Anyway the older one was growling alot so my friend put him on the lead then 5mins later he went for Buddy (Buddy was whimpering but un hurt from what i can see).We were unsure why it happened and i was thinking was it because we were on his territory?? he also has had some health problems lately so we wonder if that added to the problem??

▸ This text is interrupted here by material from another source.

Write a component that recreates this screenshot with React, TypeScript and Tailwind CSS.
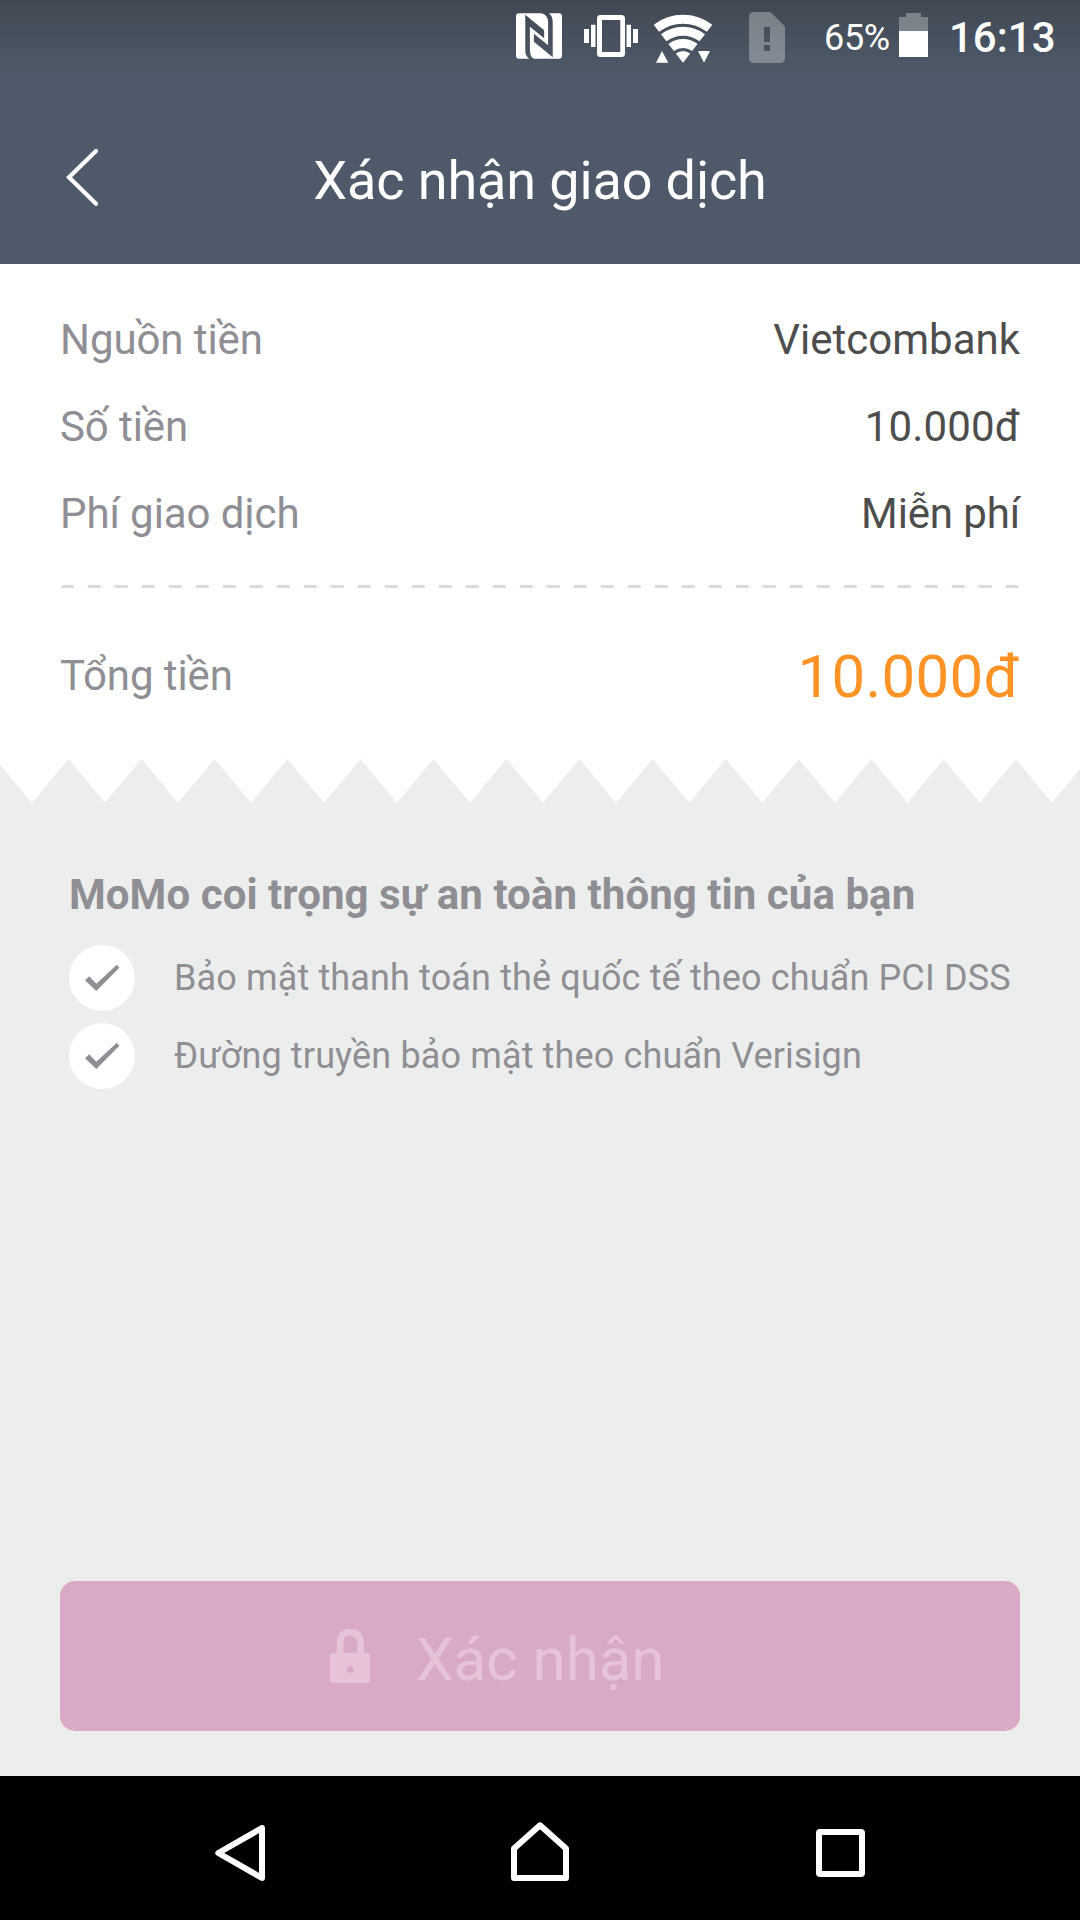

Must say it scared me (and Buddy!)


----------



## caradunne (Nov 29, 2010)

Ah it is so horrible when that happens. Hopefully Buddy will just take it in his stride.


----------



## kendal (Jul 16, 2009)

what were both dogs doing, how were you walking them, was buddy alowed to weeve infrount of the older dog. was the older dog aloud to weave about?


----------



## michaelwatson54 (Jun 24, 2011)

DONNA said:


> Went to see my friend today who has two older dogs (8 and 6) they have met before but when weve been walking (Buddy was kept on a long lead they were off lead).
> 
> Anyway the older one was growling alot so my friend put him on the lead then 5mins later he went for Buddy (Buddy was whimpering but un hurt from what i can see).We were unsure why it happened and i was thinking was it because we were on his territory?? he also has had some health problems lately so we wonder if that added to the problem??
> 
> Must say it scared me (and Buddy!)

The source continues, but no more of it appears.